The IP address revalidation time also depends on the DNS server, as Google, Cloudflare, or others may have different TTLs set for each domain.

Usually, DNS servers try to keep TTL under 300 seconds (5 minutes) to ensure the records are quickly updated in case of disaster recovery or other reasons. However, the time could be much longer. For example, the twitter.com domain revalidates the IP address every 22-30 minutes, depending on the DNS server, and there is no publicly documented maximum time for iOS.

Longer than one-hour TTLs are possible for stable backend operations, where IPs do not change as often.

So, if your phone makes more than 100 DNS queries each hour, it could access the corresponding servers thousands of times per hour.

But why would you care?

Neither the number of domains your phone accesses nor the frequency of those connections tell what is being sent back and forth.

The domains may not necessarily be tracking your data, but the likelihood increases with each service you use. An app may contact the domain to deliver content such as video or music streaming, social network feed or gameplay, access email, sync photos, and other data, or other.

However, you may notice that some apps connect to the same servers from Google or other companies.

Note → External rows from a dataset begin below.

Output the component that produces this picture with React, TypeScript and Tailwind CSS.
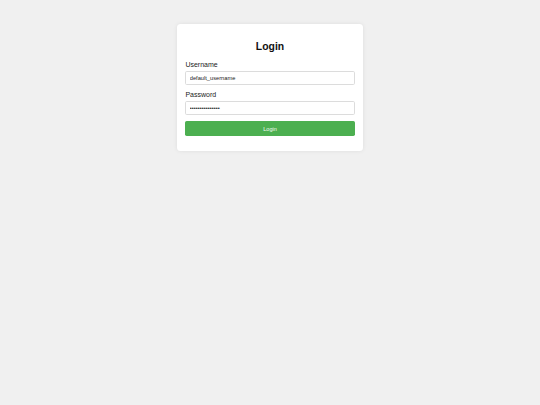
import React from "react";

export default function App() {
  return (
    <div className="min-h-screen w-full bg-[#f0f0f0] pt-[24px] font-['Liberation_Sans',Arial,sans-serif]">
      <div className="mx-auto w-[186px] rounded-[3.5px] bg-white px-[8.4px] pt-[8.4px] pb-[14.5px] shadow-[0_0_4px_rgba(0,0,0,0.08)]">
        <h2 className="my-[8.4px] text-center text-[10.4px] font-bold leading-[11.6px] text-[#111]">Login</h2>
        <label className="mb-[2.1px] block text-[7px] leading-[7.8px] text-[#222]">Username</label>
        <input
          type="text"
          readOnly
          value="default_username"
          className="mb-[6.3px] box-border block h-[14px] w-full rounded-[1.7px] border border-[#dcdcdc] bg-white px-[3.4px] text-[5.7px] text-[#222] outline-none"
        />
        <label className="mb-[2.1px] block text-[7px] leading-[7.8px] text-[#222]">Password</label>
        <input
          type="password"
          readOnly
          value="default_passwor"
          className="mb-[6.3px] box-border block h-[14px] w-full rounded-[1.7px] border border-[#dcdcdc] bg-white px-[3.4px] text-[5.7px] text-[#222] outline-none"
        />
        <button className="block h-[15px] w-full rounded-[1.7px] bg-[#4caf50] text-[5.5px] font-normal text-[#f4fbf4]">Login</button>
      </div>
    </div>
  );
}
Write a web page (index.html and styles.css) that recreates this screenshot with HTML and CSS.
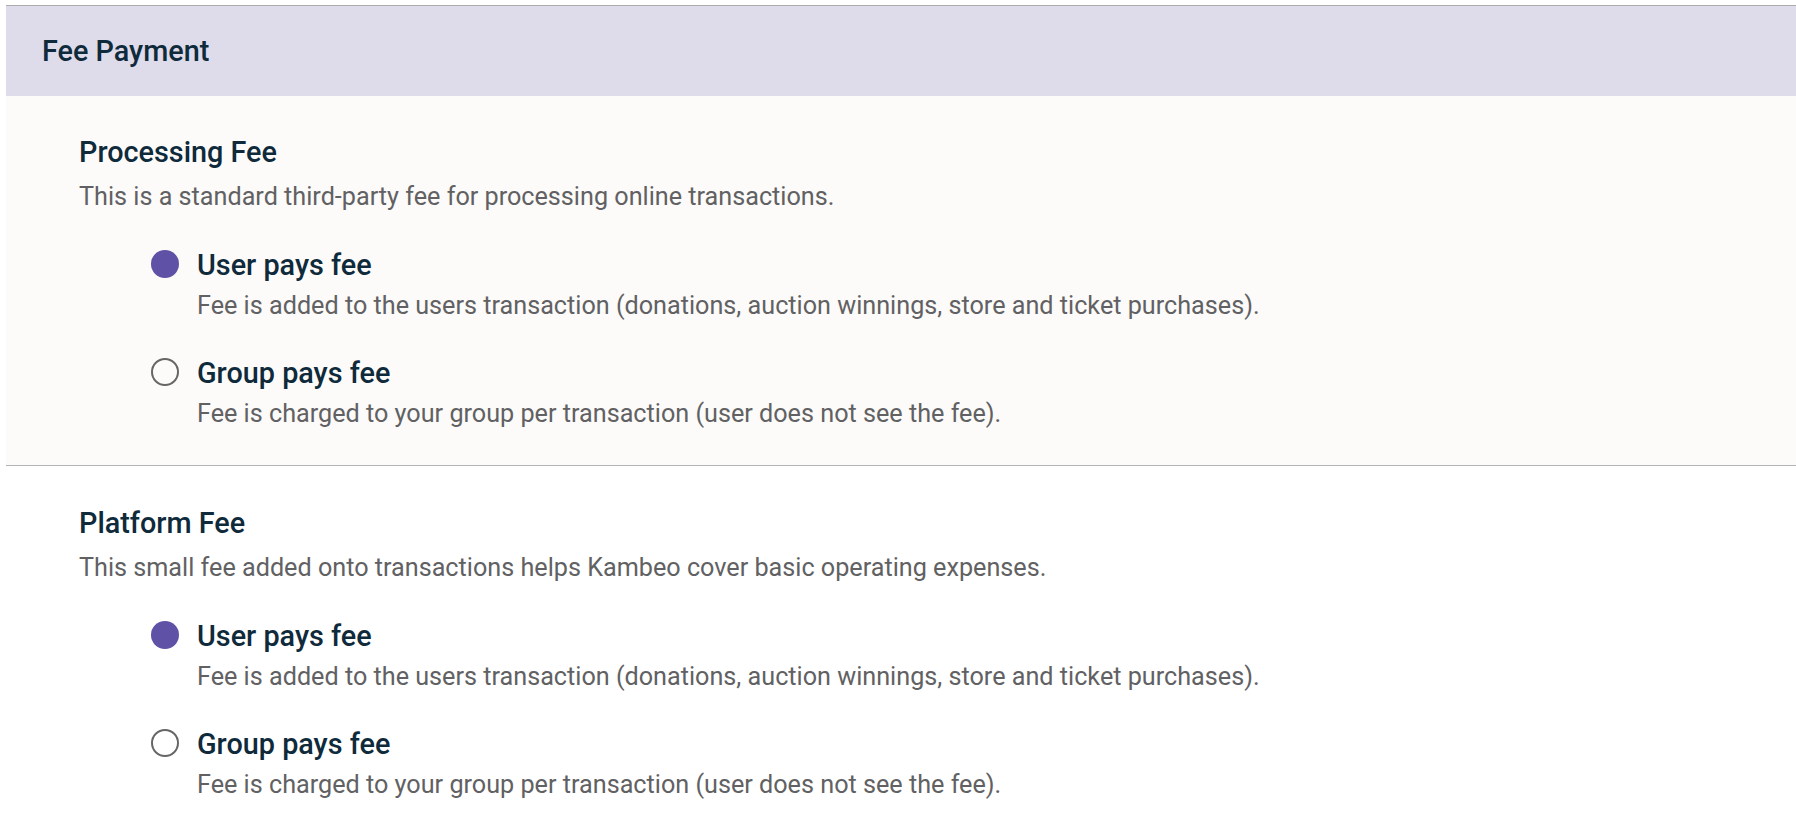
FILE: index.html
```html
<!DOCTYPE html>
<html lang="en">
<head>
<meta charset="utf-8">
<title>Fee Payment</title>
<link rel="stylesheet" href="styles.css">
</head>
<body>
<div class="panel">
  <div class="panel-header">Fee Payment</div>

  <section class="fee-section fee-section--tinted">
    <h2 class="fee-title">Processing Fee</h2>
    <p class="fee-desc">This is a standard third-party fee for processing online transactions.</p>
    <div class="options">
      <div class="option">
        <span class="radio radio--on"></span>
        <div class="option-text">
          <div class="option-label">User pays fee</div>
          <div class="option-desc">Fee is added to the users transaction (donations, auction winnings, store and ticket purchases).</div>
        </div>
      </div>
      <div class="option">
        <span class="radio"></span>
        <div class="option-text">
          <div class="option-label">Group pays fee</div>
          <div class="option-desc">Fee is charged to your group per transaction (user does not see the fee).</div>
        </div>
      </div>
    </div>
  </section>

  <section class="fee-section fee-section--plain">
    <h2 class="fee-title">Platform Fee</h2>
    <p class="fee-desc">This small fee added onto transactions helps Kambeo cover basic operating expenses.</p>
    <div class="options">
      <div class="option">
        <span class="radio radio--on"></span>
        <div class="option-text">
          <div class="option-label">User pays fee</div>
          <div class="option-desc">Fee is added to the users transaction (donations, auction winnings, store and ticket purchases).</div>
        </div>
      </div>
      <div class="option">
        <span class="radio"></span>
        <div class="option-text">
          <div class="option-label">Group pays fee</div>
          <div class="option-desc">Fee is charged to your group per transaction (user does not see the fee).</div>
        </div>
      </div>
    </div>
  </section>
</div>
</body>
</html>
```

FILE: styles.css
```css
html, body {
  margin: 0;
  padding: 0;
  background: #ffffff;
}

body {
  font-family: Roboto, "Liberation Sans", Arial, sans-serif;
  color: #0e2a3b;
}

.panel {
  margin: 5px 0 0 6px;
  border-top: 1px solid #ababab;
}

.panel-header {
  height: 90px;
  background: #dedbea;
  display: flex;
  align-items: center;
  padding-left: 36px;
  font-size: 28.8px;
  line-height: 36px;
  font-weight: 500;
  color: #0e2a3b;
}

.fee-section {
  padding: 38px 0 33px 73px;
}

.fee-section--tinted {
  background: #fcfbf9;
  border-bottom: 1px solid #b3b3b3;
}

.fee-section--plain {
  background: #ffffff;
  padding-top: 39px;
}

.fee-title {
  margin: 0;
  font-size: 28.8px;
  line-height: 36px;
  font-weight: 500;
  color: #0e2a3b;
}

.fee-desc {
  margin: 9px 0 0;
  font-size: 25.2px;
  line-height: 36px;
  color: #616163;
}

.options {
  margin-top: 32px;
  padding-left: 72px;
  display: flex;
  flex-direction: column;
  gap: 31px;
}

.option {
  display: flex;
  align-items: flex-start;
  gap: 18px;
}

.radio {
  flex: none;
  box-sizing: border-box;
  width: 28px;
  height: 28px;
  margin-top: 3px;
  border-radius: 50%;
  border: 2.5px solid #666666;
  background: transparent;
}

.radio--on {
  border: none;
  background: #5f51a5;
}

.option-label {
  font-size: 28.8px;
  line-height: 36px;
  font-weight: 500;
  color: #0e2a3b;
}

.option-desc {
  margin-top: 5px;
  font-size: 25.2px;
  line-height: 36px;
  color: #616163;
}
```
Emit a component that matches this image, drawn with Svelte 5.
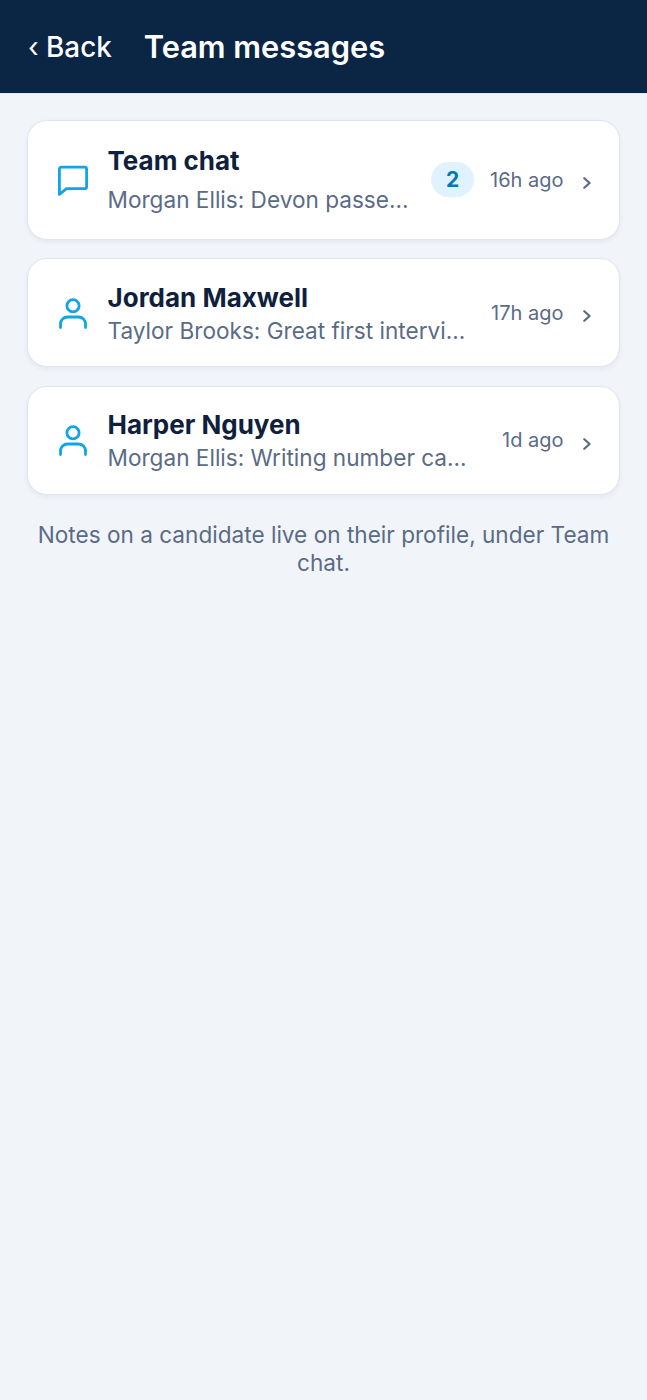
<script>
  const threads = [
    { id: 1, icon: 'chat', name: 'Team chat', preview: 'Morgan Ellis: Devon passed the phone screen', unread: 2, time: '16h ago' },
    { id: 2, icon: 'person', name: 'Jordan Maxwell', preview: 'Taylor Brooks: Great first interview today', unread: 0, time: '17h ago' },
    { id: 3, icon: 'person', name: 'Harper Nguyen', preview: 'Morgan Ellis: Writing number came back high', unread: 0, time: '1d ago' }
  ];
</script>

<div class="screen">
  <header>
    <span class="back"><span class="caret">‹</span> Back</span>
    <h1>Team messages</h1>
  </header>

  <main>
    {#each threads as t (t.id)}
      <div class="card" class:tall={t.unread > 0}>
        <span class="icon">
          {#if t.icon === 'chat'}
            <svg width="32" height="32" viewBox="0 0 32 32" fill="none" stroke="#0ea5e9" stroke-width="2.8" stroke-linejoin="round" stroke-linecap="round">
              <path d="M2.4 5.1a2 2 0 0 1 2-2h23.2a2 2 0 0 1 2 2v17.6a2 2 0 0 1-2 2H9.5l-7.1 5.6z" />
            </svg>
          {:else}
            <svg width="32" height="32" viewBox="0 0 32 32" fill="none" stroke="#0ea5e9" stroke-width="2.8" stroke-linecap="round">
              <circle cx="16" cy="8.8" r="6.1" />
              <path d="M3.5 30.6V27a7 7 0 0 1 7-7h11a7 7 0 0 1 7 7v3.6" />
            </svg>
          {/if}
        </span>
        <div class="body">
          <div class="name">{t.name}</div>
          <div class="preview">{t.preview}</div>
        </div>
        {#if t.unread}<span class="badge">{t.unread}</span>{/if}
        <span class="time">{t.time}</span>
        <svg class="chev" width="8" height="12" viewBox="0 0 8 12" fill="none" stroke="#5b6b86" stroke-width="2.2" stroke-linecap="round" stroke-linejoin="round">
          <path d="M1.3 1.2 6.6 6l-5.3 4.8" />
        </svg>
      </div>
    {/each}
    <p class="note">Notes on a candidate live on their profile, under Team chat.</p>
  </main>
</div>

<style>
  :global(body) {
    margin: 0;
    background: #f1f5fa;
  }

  .screen {
    min-height: 1400px;
    background: #f1f5fa;
    font-family: Inter, "Liberation Sans", sans-serif;
  }

  header {
    display: flex;
    align-items: center;
    gap: 33px;
    height: 94px;
    padding: 0 27px 0 28px;
    box-sizing: border-box;
    background: #0b2545;
    border-bottom: 1px solid #e2e8f0;
    color: #fff;
  }

  .back {
    margin-right: -1px;
    font-size: 27.8px;
    font-weight: 500;
  }

  .caret {
    font-weight: 400;
  }

  h1 {
    margin: 0;
    font-size: 30.8px;
    font-weight: 600;
  }

  main {
    display: flex;
    flex-direction: column;
    gap: 18.3px;
    padding: 26px 27px 0;
  }

  .card {
    display: flex;
    align-items: center;
    height: 109.5px;
    padding: 0 28.5px;
    box-sizing: border-box;
    background: #fff;
    border: 1.5px solid #dfe6f0;
    border-radius: 20px;
    box-shadow: 0 2px 5px rgba(15, 23, 42, 0.06);
  }

  .card.tall {
    height: 119.5px;
  }

  .icon {
    display: flex;
    flex: none;
    width: 32px;
    justify-content: center;
    margin-right: 19px;
  }

  .body {
    flex: 1;
    min-width: 0;
    margin-right: 24px;
    padding-top: 2px;
  }

  .tall .body {
    margin-right: 20px;
    padding-top: 0;
  }

  .name {
    color: #0f1f3d;
    font-size: 26px;
    font-weight: 700;
    line-height: 34px;
  }

  .tall .name {
    margin-bottom: 6px;
  }

  .preview {
    overflow: hidden;
    color: #5b6b86;
    font-size: 22.6px;
    line-height: 32px;
    text-overflow: ellipsis;
    white-space: nowrap;
  }

  .badge {
    flex: none;
    display: flex;
    align-items: center;
    justify-content: center;
    width: 43px;
    height: 35px;
    margin-right: 16px;
    border-radius: 18px;
    background: #e0f2fe;
    color: #0277bd;
    font-size: 21px;
    font-weight: 700;
  }

  .time {
    flex: none;
    color: #5b6b86;
    font-size: 20px;
  }

  .chev {
    flex: none;
    margin: 7px 0 0 19px;
  }

  .note {
    margin: 8px 0 0;
    color: #5b6b86;
    font-size: 22.6px;
    line-height: 28px;
    text-align: center;
  }
</style>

Each time the app connects to a server, it can potentially send your device telemetrics, including location, personal data about you, or usage patterns.

Many data brokers may use that data for behavior profiling, analytics, and advertising, and it may also be sold to third parties. Commercial spyware, such as Pegasus, used to track journalists, political dissidents, and others, could be delivered via ad networks or other legitimate infrastructure your apps rely on.

Here’s what Apple says in its App Privacy Report (APR) tool:

“The Most Contacted Domains section shows the domains contacted by all apps you use and by websites you visited in those apps. APR identifies domains that are contacted by multiple apps because these domains may be collecting data about you from those apps and combining the data to create a profile about you, including for advertising purposes.”

James Milin-Ashmore, VPN expert at Independent Advisor, recommends checking privacy settings on the services you use. Most platforms provide privacy controls, allowing users to choose who sees posts and personal information and what can be accessed by third parties.

“It's good practice to review and adjust these settings at least every three to six months or whenever you notice changes in the platform's privacy options or features,” he said.

However, relying on the options the companies provide will not be enough if you want to filter all unwanted traffic. Those who are cautious about their privacy may consider using tools such as ad blockers and privacy-focused DNS filtering services, limiting app number and background activity to the minimum, and adding a VPN connection to hide the location and IP address.

Those who might be targeted by sophisticated state-sponsored actors and mercenary spyware can choose to use features such as the iPhone’s “Lockdown Mode,” which is supposed to protect devices against extremely sophisticated cyber-attacks.